___ Provided data

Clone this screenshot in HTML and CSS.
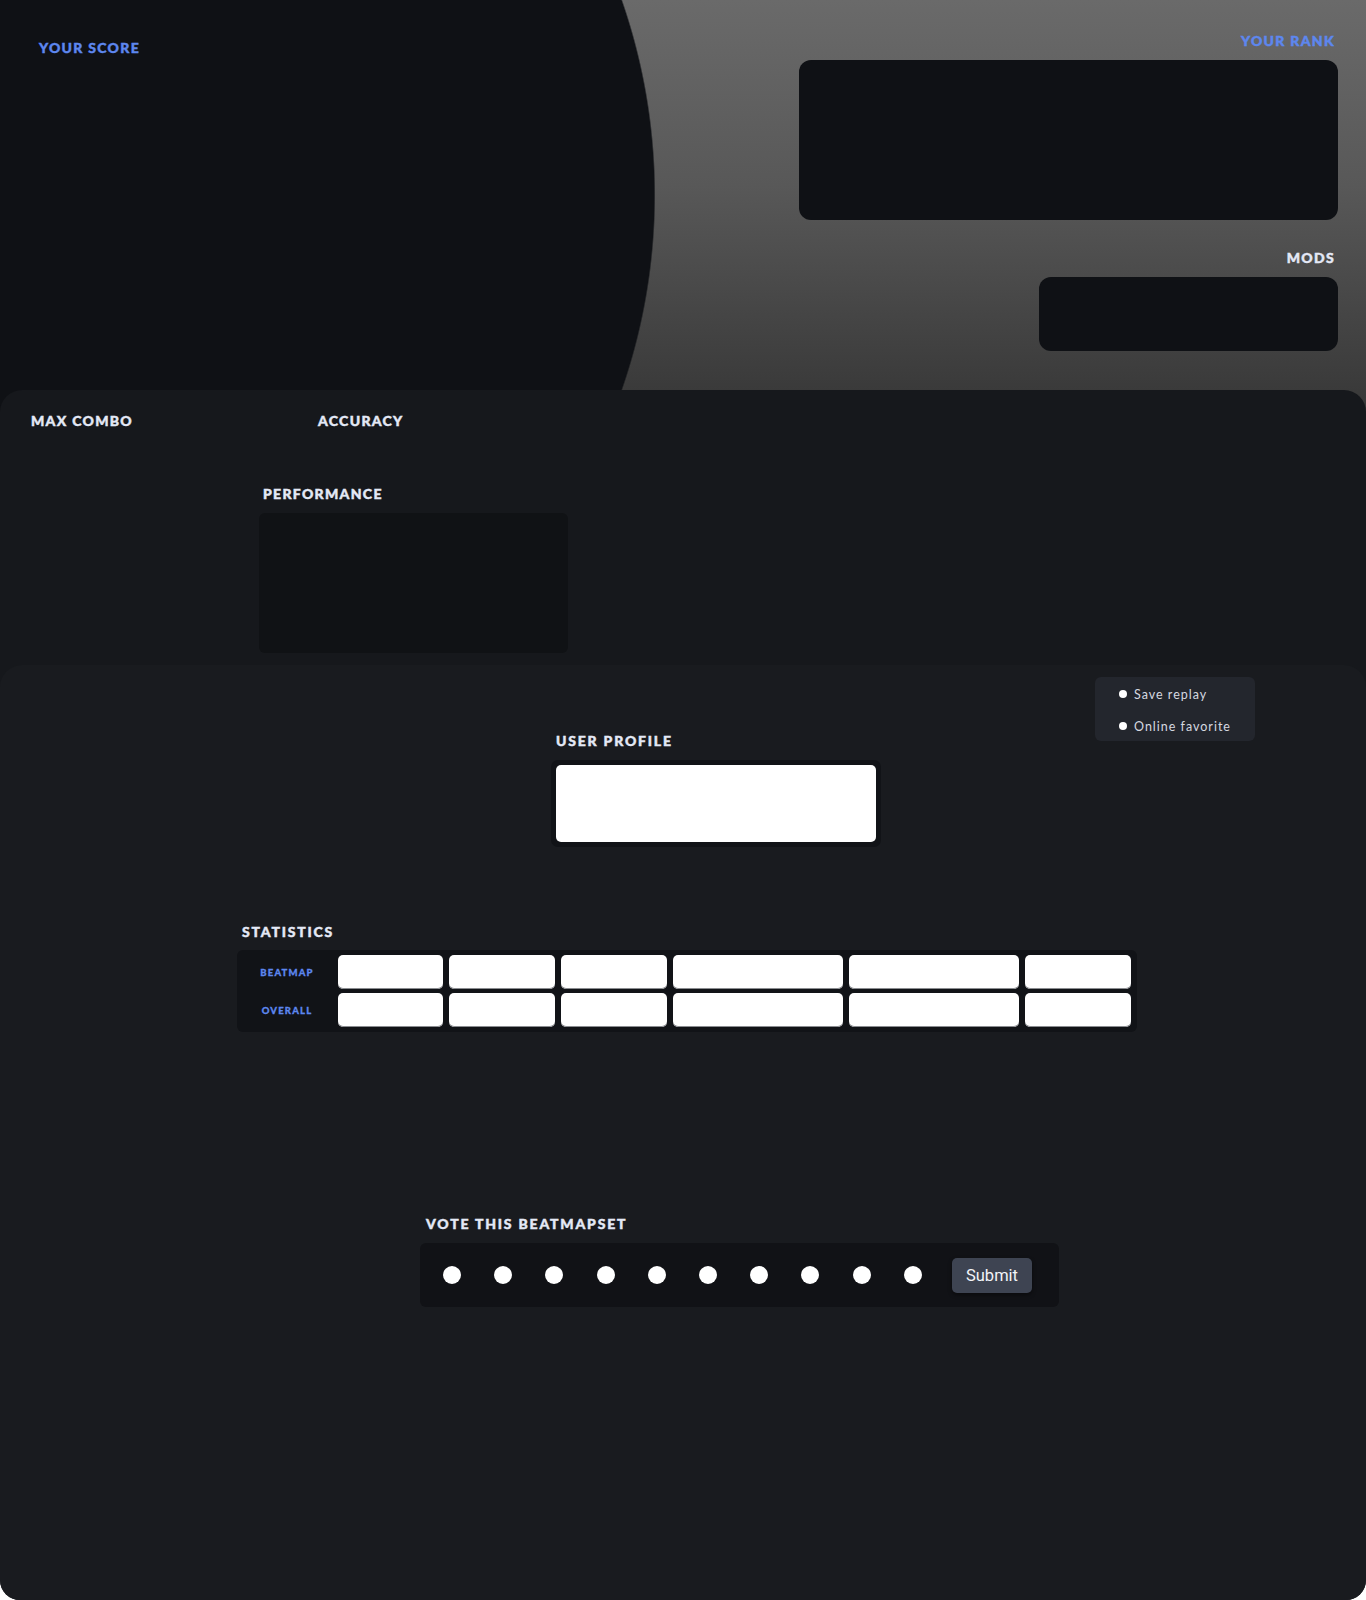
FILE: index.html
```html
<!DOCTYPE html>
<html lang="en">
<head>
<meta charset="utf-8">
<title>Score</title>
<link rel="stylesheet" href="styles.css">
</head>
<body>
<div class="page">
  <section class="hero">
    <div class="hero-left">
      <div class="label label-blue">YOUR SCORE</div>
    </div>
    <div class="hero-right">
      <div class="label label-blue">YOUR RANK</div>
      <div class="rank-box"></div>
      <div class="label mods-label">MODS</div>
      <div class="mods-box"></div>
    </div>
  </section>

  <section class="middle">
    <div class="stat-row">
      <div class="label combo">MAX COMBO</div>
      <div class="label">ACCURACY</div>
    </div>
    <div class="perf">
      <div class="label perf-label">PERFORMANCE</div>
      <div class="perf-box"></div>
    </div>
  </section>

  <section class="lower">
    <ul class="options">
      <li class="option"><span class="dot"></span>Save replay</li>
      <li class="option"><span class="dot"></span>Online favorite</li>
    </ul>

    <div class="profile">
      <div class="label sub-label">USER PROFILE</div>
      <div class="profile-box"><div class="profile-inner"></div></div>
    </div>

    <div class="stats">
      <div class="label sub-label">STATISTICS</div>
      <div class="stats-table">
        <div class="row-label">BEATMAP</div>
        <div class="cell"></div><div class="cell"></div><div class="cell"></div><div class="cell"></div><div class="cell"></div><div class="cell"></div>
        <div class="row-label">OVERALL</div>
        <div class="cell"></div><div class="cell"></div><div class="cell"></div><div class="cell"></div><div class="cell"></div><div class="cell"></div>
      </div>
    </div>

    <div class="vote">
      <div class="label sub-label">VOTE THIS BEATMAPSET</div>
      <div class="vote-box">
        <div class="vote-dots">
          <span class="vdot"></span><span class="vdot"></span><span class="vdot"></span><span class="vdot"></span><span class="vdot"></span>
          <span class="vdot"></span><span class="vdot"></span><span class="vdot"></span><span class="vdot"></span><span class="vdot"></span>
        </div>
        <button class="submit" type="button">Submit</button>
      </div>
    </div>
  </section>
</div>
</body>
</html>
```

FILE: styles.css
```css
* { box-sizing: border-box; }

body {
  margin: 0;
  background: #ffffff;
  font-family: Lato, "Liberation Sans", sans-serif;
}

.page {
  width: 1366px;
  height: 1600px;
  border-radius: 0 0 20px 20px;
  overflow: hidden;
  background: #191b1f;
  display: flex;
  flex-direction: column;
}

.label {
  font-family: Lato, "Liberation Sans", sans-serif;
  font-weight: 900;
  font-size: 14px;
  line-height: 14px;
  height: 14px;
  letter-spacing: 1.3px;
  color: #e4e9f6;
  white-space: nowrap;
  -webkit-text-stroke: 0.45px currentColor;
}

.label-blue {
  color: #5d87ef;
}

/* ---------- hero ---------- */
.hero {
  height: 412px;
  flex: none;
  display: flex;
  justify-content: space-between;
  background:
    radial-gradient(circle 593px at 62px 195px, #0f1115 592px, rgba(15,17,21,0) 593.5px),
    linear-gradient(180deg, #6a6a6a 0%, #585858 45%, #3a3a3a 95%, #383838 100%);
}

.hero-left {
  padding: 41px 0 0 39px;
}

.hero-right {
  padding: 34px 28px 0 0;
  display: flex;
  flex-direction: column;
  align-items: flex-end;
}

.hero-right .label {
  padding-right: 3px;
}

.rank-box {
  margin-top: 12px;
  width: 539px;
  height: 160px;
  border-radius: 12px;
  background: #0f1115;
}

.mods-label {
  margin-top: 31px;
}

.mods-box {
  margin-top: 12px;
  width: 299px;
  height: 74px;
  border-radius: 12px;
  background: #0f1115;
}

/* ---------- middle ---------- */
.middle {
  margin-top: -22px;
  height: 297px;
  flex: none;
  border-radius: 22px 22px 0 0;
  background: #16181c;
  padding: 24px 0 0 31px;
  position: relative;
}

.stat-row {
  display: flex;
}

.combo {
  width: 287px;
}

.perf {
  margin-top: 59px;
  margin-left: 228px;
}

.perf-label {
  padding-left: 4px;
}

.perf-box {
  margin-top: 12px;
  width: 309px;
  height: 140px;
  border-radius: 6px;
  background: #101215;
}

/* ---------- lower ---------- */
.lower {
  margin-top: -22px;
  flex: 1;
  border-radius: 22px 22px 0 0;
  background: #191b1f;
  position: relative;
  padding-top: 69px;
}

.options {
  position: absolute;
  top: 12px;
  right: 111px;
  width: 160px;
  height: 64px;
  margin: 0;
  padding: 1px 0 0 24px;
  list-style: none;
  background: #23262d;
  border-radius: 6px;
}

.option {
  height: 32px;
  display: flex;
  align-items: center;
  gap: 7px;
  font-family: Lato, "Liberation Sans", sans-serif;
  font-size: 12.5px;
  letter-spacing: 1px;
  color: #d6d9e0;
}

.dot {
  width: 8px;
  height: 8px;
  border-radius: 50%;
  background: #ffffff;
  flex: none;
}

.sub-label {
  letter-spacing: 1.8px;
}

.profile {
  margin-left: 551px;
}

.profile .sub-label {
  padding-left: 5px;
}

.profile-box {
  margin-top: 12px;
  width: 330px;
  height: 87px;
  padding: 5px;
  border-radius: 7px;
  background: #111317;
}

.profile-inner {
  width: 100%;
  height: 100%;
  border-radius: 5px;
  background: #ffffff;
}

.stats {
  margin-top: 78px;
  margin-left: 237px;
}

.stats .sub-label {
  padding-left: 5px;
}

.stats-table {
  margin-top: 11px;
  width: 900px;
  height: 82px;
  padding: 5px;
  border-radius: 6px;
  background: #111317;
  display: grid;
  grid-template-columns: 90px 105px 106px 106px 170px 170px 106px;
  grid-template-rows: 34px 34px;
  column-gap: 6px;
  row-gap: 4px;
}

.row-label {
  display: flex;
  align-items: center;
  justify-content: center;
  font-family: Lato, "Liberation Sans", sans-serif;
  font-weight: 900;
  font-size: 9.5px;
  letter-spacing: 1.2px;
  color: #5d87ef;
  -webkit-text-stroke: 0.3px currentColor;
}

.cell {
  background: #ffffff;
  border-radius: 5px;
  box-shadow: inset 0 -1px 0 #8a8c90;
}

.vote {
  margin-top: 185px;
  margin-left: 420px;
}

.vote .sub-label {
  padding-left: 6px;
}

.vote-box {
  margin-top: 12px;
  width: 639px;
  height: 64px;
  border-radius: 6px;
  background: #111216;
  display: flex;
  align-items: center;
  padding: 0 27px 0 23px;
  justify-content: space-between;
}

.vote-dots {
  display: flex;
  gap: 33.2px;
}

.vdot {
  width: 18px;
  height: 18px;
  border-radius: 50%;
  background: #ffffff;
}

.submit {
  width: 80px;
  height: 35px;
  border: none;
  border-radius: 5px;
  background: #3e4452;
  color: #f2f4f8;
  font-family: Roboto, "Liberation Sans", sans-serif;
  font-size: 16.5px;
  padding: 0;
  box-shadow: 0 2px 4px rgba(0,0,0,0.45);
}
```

______

_Exercise prompt_:
Repeat the data exactly, without the pictures.

_The reply_:
Clone this screenshot in HTML and CSS.
FILE: index.html
```html
<!DOCTYPE html>
<html lang="en">
<head>
<meta charset="utf-8">
<title>Score</title>
<link rel="stylesheet" href="styles.css">
</head>
<body>
<div class="page">
  <section class="hero">
    <div class="hero-left">
      <div class="label label-blue">YOUR SCORE</div>
    </div>
    <div class="hero-right">
      <div class="label label-blue">YOUR RANK</div>
      <div class="rank-box"></div>
      <div class="label mods-label">MODS</div>
      <div class="mods-box"></div>
    </div>
  </section>

  <section class="middle">
    <div class="stat-row">
      <div class="label combo">MAX COMBO</div>
      <div class="label">ACCURACY</div>
    </div>
    <div class="perf">
      <div class="label perf-label">PERFORMANCE</div>
      <div class="perf-box"></div>
    </div>
  </section>

  <section class="lower">
    <ul class="options">
      <li class="option"><span class="dot"></span>Save replay</li>
      <li class="option"><span class="dot"></span>Online favorite</li>
    </ul>

    <div class="profile">
      <div class="label sub-label">USER PROFILE</div>
      <div class="profile-box"><div class="profile-inner"></div></div>
    </div>

    <div class="stats">
      <div class="label sub-label">STATISTICS</div>
      <div class="stats-table">
        <div class="row-label">BEATMAP</div>
        <div class="cell"></div><div class="cell"></div><div class="cell"></div><div class="cell"></div><div class="cell"></div><div class="cell"></div>
        <div class="row-label">OVERALL</div>
        <div class="cell"></div><div class="cell"></div><div class="cell"></div><div class="cell"></div><div class="cell"></div><div class="cell"></div>
      </div>
    </div>

    <div class="vote">
      <div class="label sub-label">VOTE THIS BEATMAPSET</div>
      <div class="vote-box">
        <div class="vote-dots">
          <span class="vdot"></span><span class="vdot"></span><span class="vdot"></span><span class="vdot"></span><span class="vdot"></span>
          <span class="vdot"></span><span class="vdot"></span><span class="vdot"></span><span class="vdot"></span><span class="vdot"></span>
        </div>
        <button class="submit" type="button">Submit</button>
      </div>
    </div>
  </section>
</div>
</body>
</html>
```

FILE: styles.css
```css
* { box-sizing: border-box; }

body {
  margin: 0;
  background: #ffffff;
  font-family: Lato, "Liberation Sans", sans-serif;
}

.page {
  width: 1366px;
  height: 1600px;
  border-radius: 0 0 20px 20px;
  overflow: hidden;
  background: #191b1f;
  display: flex;
  flex-direction: column;
}

.label {
  font-family: Lato, "Liberation Sans", sans-serif;
  font-weight: 900;
  font-size: 14px;
  line-height: 14px;
  height: 14px;
  letter-spacing: 1.3px;
  color: #e4e9f6;
  white-space: nowrap;
  -webkit-text-stroke: 0.45px currentColor;
}

.label-blue {
  color: #5d87ef;
}

/* ---------- hero ---------- */
.hero {
  height: 412px;
  flex: none;
  display: flex;
  justify-content: space-between;
  background:
    radial-gradient(circle 593px at 62px 195px, #0f1115 592px, rgba(15,17,21,0) 593.5px),
    linear-gradient(180deg, #6a6a6a 0%, #585858 45%, #3a3a3a 95%, #383838 100%);
}

.hero-left {
  padding: 41px 0 0 39px;
}

.hero-right {
  padding: 34px 28px 0 0;
  display: flex;
  flex-direction: column;
  align-items: flex-end;
}

.hero-right .label {
  padding-right: 3px;
}

.rank-box {
  margin-top: 12px;
  width: 539px;
  height: 160px;
  border-radius: 12px;
  background: #0f1115;
}

.mods-label {
  margin-top: 31px;
}

.mods-box {
  margin-top: 12px;
  width: 299px;
  height: 74px;
  border-radius: 12px;
  background: #0f1115;
}

/* ---------- middle ---------- */
.middle {
  margin-top: -22px;
  height: 297px;
  flex: none;
  border-radius: 22px 22px 0 0;
  background: #16181c;
  padding: 24px 0 0 31px;
  position: relative;
}

.stat-row {
  display: flex;
}

.combo {
  width: 287px;
}

.perf {
  margin-top: 59px;
  margin-left: 228px;
}

.perf-label {
  padding-left: 4px;
}

.perf-box {
  margin-top: 12px;
  width: 309px;
  height: 140px;
  border-radius: 6px;
  background: #101215;
}

/* ---------- lower ---------- */
.lower {
  margin-top: -22px;
  flex: 1;
  border-radius: 22px 22px 0 0;
  background: #191b1f;
  position: relative;
  padding-top: 69px;
}

.options {
  position: absolute;
  top: 12px;
  right: 111px;
  width: 160px;
  height: 64px;
  margin: 0;
  padding: 1px 0 0 24px;
  list-style: none;
  background: #23262d;
  border-radius: 6px;
}

.option {
  height: 32px;
  display: flex;
  align-items: center;
  gap: 7px;
  font-family: Lato, "Liberation Sans", sans-serif;
  font-size: 12.5px;
  letter-spacing: 1px;
  color: #d6d9e0;
}

.dot {
  width: 8px;
  height: 8px;
  border-radius: 50%;
  background: #ffffff;
  flex: none;
}

.sub-label {
  letter-spacing: 1.8px;
}

.profile {
  margin-left: 551px;
}

.profile .sub-label {
  padding-left: 5px;
}

.profile-box {
  margin-top: 12px;
  width: 330px;
  height: 87px;
  padding: 5px;
  border-radius: 7px;
  background: #111317;
}

.profile-inner {
  width: 100%;
  height: 100%;
  border-radius: 5px;
  background: #ffffff;
}

.stats {
  margin-top: 78px;
  margin-left: 237px;
}

.stats .sub-label {
  padding-left: 5px;
}

.stats-table {
  margin-top: 11px;
  width: 900px;
  height: 82px;
  padding: 5px;
  border-radius: 6px;
  background: #111317;
  display: grid;
  grid-template-columns: 90px 105px 106px 106px 170px 170px 106px;
  grid-template-rows: 34px 34px;
  column-gap: 6px;
  row-gap: 4px;
}

.row-label {
  display: flex;
  align-items: center;
  justify-content: center;
  font-family: Lato, "Liberation Sans", sans-serif;
  font-weight: 900;
  font-size: 9.5px;
  letter-spacing: 1.2px;
  color: #5d87ef;
  -webkit-text-stroke: 0.3px currentColor;
}

.cell {
  background: #ffffff;
  border-radius: 5px;
  box-shadow: inset 0 -1px 0 #8a8c90;
}

.vote {
  margin-top: 185px;
  margin-left: 420px;
}

.vote .sub-label {
  padding-left: 6px;
}

.vote-box {
  margin-top: 12px;
  width: 639px;
  height: 64px;
  border-radius: 6px;
  background: #111216;
  display: flex;
  align-items: center;
  padding: 0 27px 0 23px;
  justify-content: space-between;
}

.vote-dots {
  display: flex;
  gap: 33.2px;
}

.vdot {
  width: 18px;
  height: 18px;
  border-radius: 50%;
  background: #ffffff;
}

.submit {
  width: 80px;
  height: 35px;
  border: none;
  border-radius: 5px;
  background: #3e4452;
  color: #f2f4f8;
  font-family: Roboto, "Liberation Sans", sans-serif;
  font-size: 16.5px;
  padding: 0;
  box-shadow: 0 2px 4px rgba(0,0,0,0.45);
}
```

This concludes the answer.